Alguma melhoria haverá de vir com as normas estabelecidas pela Emenda Constitucional 97, de 4/10/2017, que altera a Constituição para vedar as coligações partidárias nas eleições proporcionais e estabelecer normas sobre acesso dos partidos políticos aos recursos do Fundo Partidário e ao tempo de rádio e televisão. Tais dispositivos, entretanto, serão implantados gradativamente, a partir de 2020, completando-se apenas em 2030. O fato auspicioso é que o absurdo número de 28 partidos com representação no Congresso Nacional será reduzido, pois mais de uma dezena das conhecidas legendas de aluguel tendem a desaparecer.
Em síntese, a experiência adquirida com as eleições agora realizadas pode contribuir para o aperfeiçoamento da democracia.
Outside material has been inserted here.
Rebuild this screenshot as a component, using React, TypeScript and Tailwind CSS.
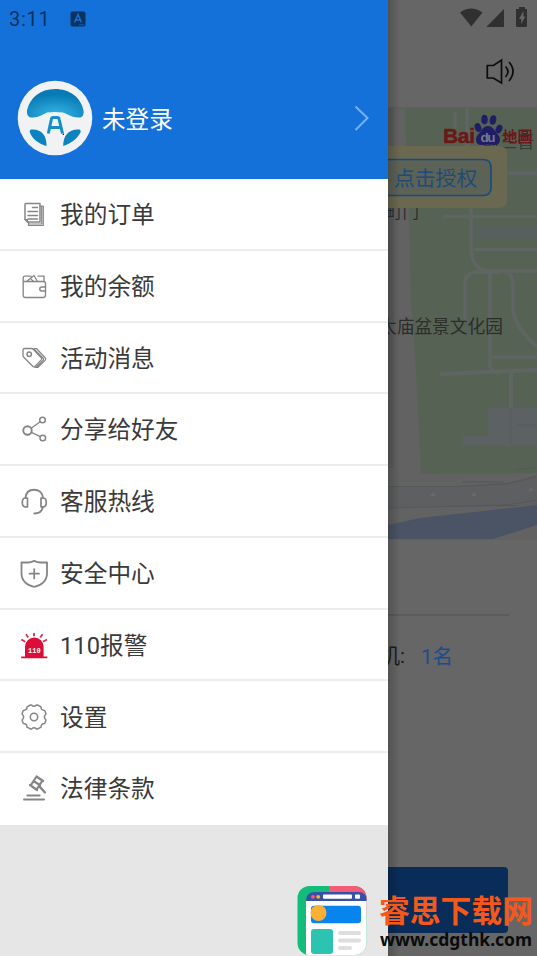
import type { ReactNode } from 'react'

const Icon = ({ children }: { children: ReactNode }) => (
  <svg
    viewBox="0 0 28 28"
    className="size-7 shrink-0"
    fill="none"
    stroke="#858585"
    strokeWidth="1.5"
    strokeLinecap="round"
    strokeLinejoin="round"
  >
    {children}
  </svg>
)

const menu = [
  {
    label: '我的订单',
    icon: (
      <Icon>
        <path d="M5.8 2.500H20v18.500H7.500L5 18.500V3.300q0-.8.8-.8z" />
        <path d="M5 18.500h2.500V21M20 5h3.300V24.500H8.500V21M21.700 5v18H9" strokeWidth="1.200" />
        <path d="M12.500 6.500h5M8 10.500h9.500M8 14.500h9.500M8 18h9.500" />
      </Icon>
    ),
  },
  {
    label: '我的余额',
    icon: (
      <Icon>
        <path d="M3.200 8.500h20.300q2 0 2 2V22q0 2.500-2.500 2.500H5.500q-2.300 0-2.300-2.300V5q0-1.800 1.800-1.800h6M6.500 8.500L14 2.500l3.500 6M18 3.200h6v5.300" strokeWidth="1.300" />
        <path d="M10.500 5.500l3 3" strokeWidth="1.200" />
        <path d="M25.500 14h-3.700a2 2 0 0 0 0 4h3.700" />
      </Icon>
    ),
  },
  {
    label: '活动消息',
    icon: (
      <Icon>
        <path d="M3 6.500q0-2 2-2h6.500q1 0 2 1l8 8.500q.8.800 0 1.600L15 22.500q-1 .8-2 0L4 13.500q-1-1-1-2z" strokeWidth="1.300" />
        <path d="M14 4.500h2.500l8.800 9.500q1 1.200 0 2.200L18 23.300h-3M14.500 5.500l8.800 9q.8.800 0 1.700L16.500 23" strokeWidth="1.200" />
        <circle cx="9.200" cy="10.300" r="2.200" />
      </Icon>
    ),
  },
  {
    label: '分享给好友',
    icon: (
      <Icon>
        <circle cx="7.500" cy="14.500" r="4.200" strokeWidth="1.900" />
        <circle cx="22.500" cy="4" r="2.800" />
        <circle cx="22.800" cy="22" r="2.800" />
        <path d="M11.200 12.200l9-6.500M11.400 16.400l9 4.300" strokeWidth="1.300" />
      </Icon>
    ),
  },
  {
    label: '客服热线',
    icon: (
      <Icon>
        <path d="M5.500 10C6 4.500 9.500 1.800 14 1.800S22.500 4.500 23 10M22.800 19c-.7 4-3.800 6.500-8.500 6.500" strokeWidth="1.900" />
        <path d="M7.500 10v8.800H5q-2.700-.5-2.700-4.400t2.700-4.400zM21 10v8.800h2.500q2.800-.5 2.800-4.400t-2.800-4.400z" strokeWidth="1.700" />
      </Icon>
    ),
  },
  {
    label: '安全中心',
    icon: (
      <Icon>
        <path d="M14.200 .9q3.500 1.600 6 1.600H27V13.500C27 20.500 21.500 25.800 14.200 26.800C7 25.800 1.500 20.500 1.500 13.500V2.500H8.200q2.500 0 6-1.600z" strokeWidth="1.800" />
        <path d="M14.200 9v9.500M9.500 13.700h9.500" strokeWidth="1.700" />
      </Icon>
    ),
  },
  {
    label: '110报警',
    icon: (
      <svg viewBox="0 0 28 28" className="size-7 shrink-0">
        <path d="M5 24.500V14.500a9.300 9 0 0 1 18.600 0v10h3.700V26.300H1.200v-1.800z" fill="#dc0d38" />
        <path d="M14 1v3.200M6 2.300l2.200 3.200M22.500 2.300l-2.200 3.200M1.300 7.500l4 2.300M27 7.500l-4 2.300" stroke="#e02a50" strokeWidth="1.800" fill="none" />
        <text x="14.300" y="20.800" textAnchor="middle" fill="#fff" fontSize="8" fontWeight="700" fontFamily="'Liberation Mono', monospace" textLength="12.500" lengthAdjust="spacingAndGlyphs">
          110
        </text>
      </svg>
    ),
  },
  {
    label: '设置',
    icon: (
      <Icon>
        <path d="M10.500 2h1q2.500 2.500 5 0h1L21 3.800q-.2 3.700 3.700 3.700l1.300 3.500q-3.300 3 0 6l-1.300 3.500q-3.900 0-3.700 3.700L17.500 26h-1q-2.500-2.500-5 0h-1L7 24.200q.2-3.700-3.700-3.700L2 17q3.300-3 0-6l1.300-3.500q3.900 0 3.700-3.700z" />
        <circle cx="14" cy="14" r="3.700" />
      </Icon>
    ),
  },
  {
    label: '法律条款',
    icon: (
      <Icon>
        <path d="M16.500 1.500l6.500 4.500M10 10l7 5M15.500 3l-4.500 7M21.500 7l-4.500 7M13.500 6l6.500 4.200" strokeWidth="2.200" />
        <path d="M19 11l6 6.500" strokeWidth="2.300" />
        <path d="M7.500 20.500h12" strokeWidth="2.200" />
        <path d="M4 24.500h20" strokeWidth="2" />
      </Icon>
    ),
  },
]

const Wheel = () => (
  <svg viewBox="0 0 76 76" className="size-[76px] shrink-0">
    <defs>
      <radialGradient id="glass" cx="0.5" cy="0.9" r="0.7">
        <stop offset="0" stopColor="#35b6e6" />
        <stop offset="1" stopColor="#087bb5" />
      </radialGradient>
    </defs>
    <circle cx="38" cy="38" r="37.300" fill="#f1f2f4" />
    <path d="M10 30.500C13 17.500 23 9 38 9s26 8.500 28.500 21.500c.7 5-1.500 7.500-5 7C54 37.500 51 34 46 32.500q-8-1.200-16 0C26 34 23 37.500 15.500 37.500 12 38 9.500 35.500 10 30.500z" fill="url(#glass)" />
    <path d="M14 49.500C24 48.500 30 55 29.500 66 21 63.500 15.500 59 12.800 52.500q-.6-2.500 1.200-3zM62.500 49.500C52.500 48.500 46 55 46.200 66 54 63.500 60 59 63.500 52.500q.8-2.500-1-3z" fill="#0b83be" />
    <path d="M31.300 53.500L34.300 39.500q.3-2 2-2h3.900q1.700 0 2 2L45.500 53.500M33 47.500h11" stroke="#168fc9" strokeWidth="3" fill="none" />
    <circle cx="46.300" cy="54.300" r="0.700" fill="#000" />
  </svg>
)

const StatusIcons = () => (
  <svg viewBox="0 0 149 40" className="h-10 w-[149px]" fill="#303030">
    <path d="M72 12.500Q83 4.500 94.500 12.500L83.300 26.500zM98.300 27L116 9v18z" />
    <path fillRule="evenodd" d="M131 7h6v2h2v16.500q0 1.500-1.500 1.500h-8q-1.500 0-1.500-1.500V9h3zM135.500 11l-4.500 8h2.300v5l4-7.500h-2z" />
  </svg>
)

const MapView = () => (
  <svg
    viewBox="388 107 149 433"
    className="block h-[433px] w-[149px]"
    fontFamily="'Noto Sans CJK SC', sans-serif"
  >
    <path d="M388 107h149v433H388z" fill="#616261" />
    <path d="M405 108H537V473L421 474Q417 370 411 300Q410 240 405 108z" fill="#566354" />
    <path d="M388 107h149v2H388z" fill="#5c605d" />
    <path d="M388 108h6v360h-6z" fill="#5b5c5d" />
    <g fill="none" stroke="#606564" strokeWidth="3.500">
      <path d="M467 108v60M455 112v16M443 216.500h94M471 160V246Q471 269 488 271h49M507 173h30M474 249.500h63M465 322V283Q465 273 476 272H500M490 272V368M504 272q8 0 9 13v25q3 20 26 38M491 357h46M490 366q2 7 9 7" />
      <path d="M440 374L537 370M511 373v36" strokeWidth="4" />
    </g>
    <path d="M474 226h63v14h-63z" fill="#596061" opacity="0.7" />
    <path d="M488 408h49v38h-74v-10h25z" fill="#5c6163" />
    <path d="M511 409v35M516 425h21" stroke="#575c5d" />
    <path d="M388 486h70l50-3 29-8v30l-30 2H388z" fill="#5d5f60" />
    <path d="M388 486.500h70l50-3 29-7M388 508l118-3 31-5M462 482h42M468 505.500h50M515 470l22-3" stroke="#565858" fill="none" />
    <path d="M430 496l3-4 3 4zM471 496l3-4 3 4zM528 491l3-4 3 4z" fill="#69696a" />
    <path d="M388 525L420 518 475 512 537 505V525L493 539H388z" fill="#4b5464" />
    <path d="M525 540q7-1 12 8z" fill="#566354" />

    <text x="482" y="147.500" fontSize="17.500" fill="#383b3a">前三晋</text>
    <text x="386" y="217.500" fontSize="16.500" fill="#2c2e2e">町门</text>

    <path d="M388 146h111q8 0 8 8v46q0 8-8 8H388z" fill="#6a6850" />
    <path d="M388 159.500h95q8 0 8 8v20q0 8-8 8h-95" fill="#5d6256" stroke="#174c7f" strokeWidth="1.700" />
    <text x="394" y="185.500" fontSize="20.800" fill="#1c4c7d">点击授权</text>
    <text x="379" y="333" fontSize="17.700" fill="#2b2d2b">太庙盆景文化园</text>

    <text x="443" y="142.500" fontSize="21" fontWeight="700" fontFamily="'Liberation Sans', sans-serif" fill="#6c1717" stroke="#6c1717" strokeWidth="0.500" textLength="32">Bai</text>
    <g fill="#1f1d66">
      <ellipse cx="478" cy="127.500" rx="3.200" ry="4.500" transform="rotate(-20 478 127.500)" />
      <ellipse cx="484.500" cy="119.500" rx="3.200" ry="4.800" />
      <ellipse cx="493" cy="120" rx="3.200" ry="4.800" transform="rotate(12 493 120)" />
      <ellipse cx="499" cy="129" rx="3.200" ry="4.500" transform="rotate(25 499 129)" />
      <path d="M488 126q4 0 7 5c2 3 5 5 5 8.500q0 5.500-6 5.500l-6-.5-6 .5q-6 0-6-5.500c0-3.500 3-5.500 5-8.500q3-5 7-5z" />
    </g>
    <text x="480.500" y="141.500" fontSize="13.500" fontWeight="700" fontFamily="'Liberation Sans', sans-serif" fill="#77778c" textLength="15">du</text>
    <text x="502.500" y="141.500" fontSize="15" fontWeight="700" fill="#6c1717">地圖</text>
  </svg>
)

const SiteLogo = () => (
  <svg viewBox="0 0 70 70" className="size-[70px]">
    <defs>
      <clipPath id="tile">
        <rect x="0.500" y="0" width="69" height="69" rx="12" />
      </clipPath>
    </defs>
    <g clipPath="url(#tile)">
      <path d="M0 0h70v70H0z" fill="#13bd79" />
      <path d="M32 0h38v30H32z" fill="#f55a78" />
      <path d="M9 14h61v56H9z" fill="#fff" />
      <path d="M9 15q0-9 9-9h43q9 0 9 9z" fill="#3651a6" />
      <circle cx="16" cy="10.800" r="1.900" fill="#f55a78" />
      <circle cx="21.200" cy="10.800" r="1.900" fill="#fbb034" />
      <rect x="26" y="8.600" width="29" height="4.200" rx="1" fill="#fff" />
      <rect x="58" y="8.600" width="5" height="4.200" rx="1" fill="#fff" />
      <rect x="14" y="19.700" width="50" height="17.500" rx="3" fill="#0884ef" />
      <circle cx="21.500" cy="27" r="8" fill="#fbb034" />
      <rect x="14" y="43" width="22" height="25" rx="3" fill="#2dc3b1" />
      <g fill="#dedede">
        <rect x="41" y="45" width="23" height="4" rx="2" />
        <rect x="41" y="52.500" width="23" height="4" rx="2" />
        <rect x="41" y="60" width="14" height="4" rx="2" />
      </g>
    </g>
  </svg>
)

export default function App() {
  return (
    <div className="relative flex h-[956px] w-[537px] overflow-hidden bg-[#666] font-['Roboto','Noto_Sans_CJK_SC',sans-serif]">
      <aside className="flex w-[388px] shrink-0 flex-col bg-[#e6e6e6]">
        <header className="h-[179px] bg-[#1571da]">
          <div className="flex h-[38px] items-center pl-[9px] text-[#0a3360]">
            <span className="w-[61px] text-[20px] tracking-[0.7px]">3:11</span>
            <svg viewBox="0 0 16 16" className="size-4">
              <rect x="0.500" y="0.500" width="15" height="15" rx="2" fill="#0a3360" />
              <path d="M4.500 11.500L8 3.500l3.500 8M5.500 9h5" stroke="#1571da" strokeWidth="1.500" fill="none" />
              <path d="M9 13.800h5" stroke="#1571da" strokeWidth="0.700" />
            </svg>
          </div>
          <div className="mt-[42px] flex h-[76px] items-center pr-[18px] pl-[17px]">
            <Wheel />
            <span className="ml-[9px] flex-1 pt-1.5 text-[23.6px] text-white">未登录</span>
            <svg viewBox="0 0 16 26" className="h-[26px] w-4" fill="none" stroke="#76b0f3" strokeWidth="2">
              <path d="M1.500 1.500L13.500 13 1.500 25" />
            </svg>
          </div>
        </header>
        <nav className="flex h-[646px] flex-col bg-white">
          {menu.map((item) => (
            <div key={item.label} className="flex flex-1 items-center border-b-2 border-[#ededed] pt-0.5 pl-5 last:border-white">
              {item.icon}
              <span className="ml-3 pt-0.5 text-[23.7px] text-[#3a3a3a]">{item.label}</span>
            </div>
          ))}
        </nav>
      </aside>

      <main className="flex min-w-0 flex-1 flex-col overflow-hidden">
        <div className="h-[107px]">
          <StatusIcons />
          <svg viewBox="0 0 30 28" className="mt-[17px] ml-[98px] h-7 w-[30px]" fill="none" stroke="#0c0c0c" strokeWidth="1.700">
            <path d="M1.300 8.500v12.500h6L15.500 26V3L7.500 8.500zM19.500 9.500q5 5 0 10.500M23 5q8 9 0 19" />
          </svg>
        </div>
        <MapView />
        <div className="mr-7 h-[76px] border-b-2 border-[#5b5b5b]" />
        <div className="flex h-20 items-center pt-0.5 text-[21px]">
          <span className="-ml-[9px] text-[#1c1c1c]">机:</span>
          <span className="ml-4 text-[20.5px] text-[#1b4d8c]">1名</span>
        </div>
        <div className="mt-[171px] mr-[29px] h-[66px] rounded-r-[4px] bg-[#092d58]" />
      </main>

      <div className="pointer-events-none absolute inset-y-0 left-[388px] w-3 bg-linear-to-r from-black/20 to-transparent" />
      <div className="absolute right-0 bottom-0 flex w-[240px] items-end">
        <SiteLogo />
        <div className="ml-[12px] h-[67px] whitespace-nowrap">
          <div className="font-['Noto_Sans_CJK_SC',sans-serif] text-[30.8px] leading-[40px] font-bold text-[#f4581a]">睿思下载网</div>
          <div className="-mt-0.5 ml-px font-['Noto_Sans',sans-serif] text-[17.5px] leading-6 font-bold text-[#0b0b0b]">www.cdgthk.com</div>
        </div>
      </div>
    </div>
  )
}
O Estado Democrático de Direito e a soberania popular, nos termos do artigo 1º da Constituição, não podem ser uma quimera, uma simples aspiração, mas deve ser algo concreto, exequível.
Voltando ao ponto inicial, cabe reafirmar que não é possível haver democracia sem partidos políticos realmente representativos de correntes ou segmentos da sociedade. A polarização, que levará certamente a uma verdadeira guerra no segundo turno, pode e deve ser evitada. Resta a esperança de que o considerável índice de renovação no Congresso Nacional (Câmara e Senado) permita o aperfeiçoamento da lastimável legislação política, eleitoral e partidária atualmente em vigor.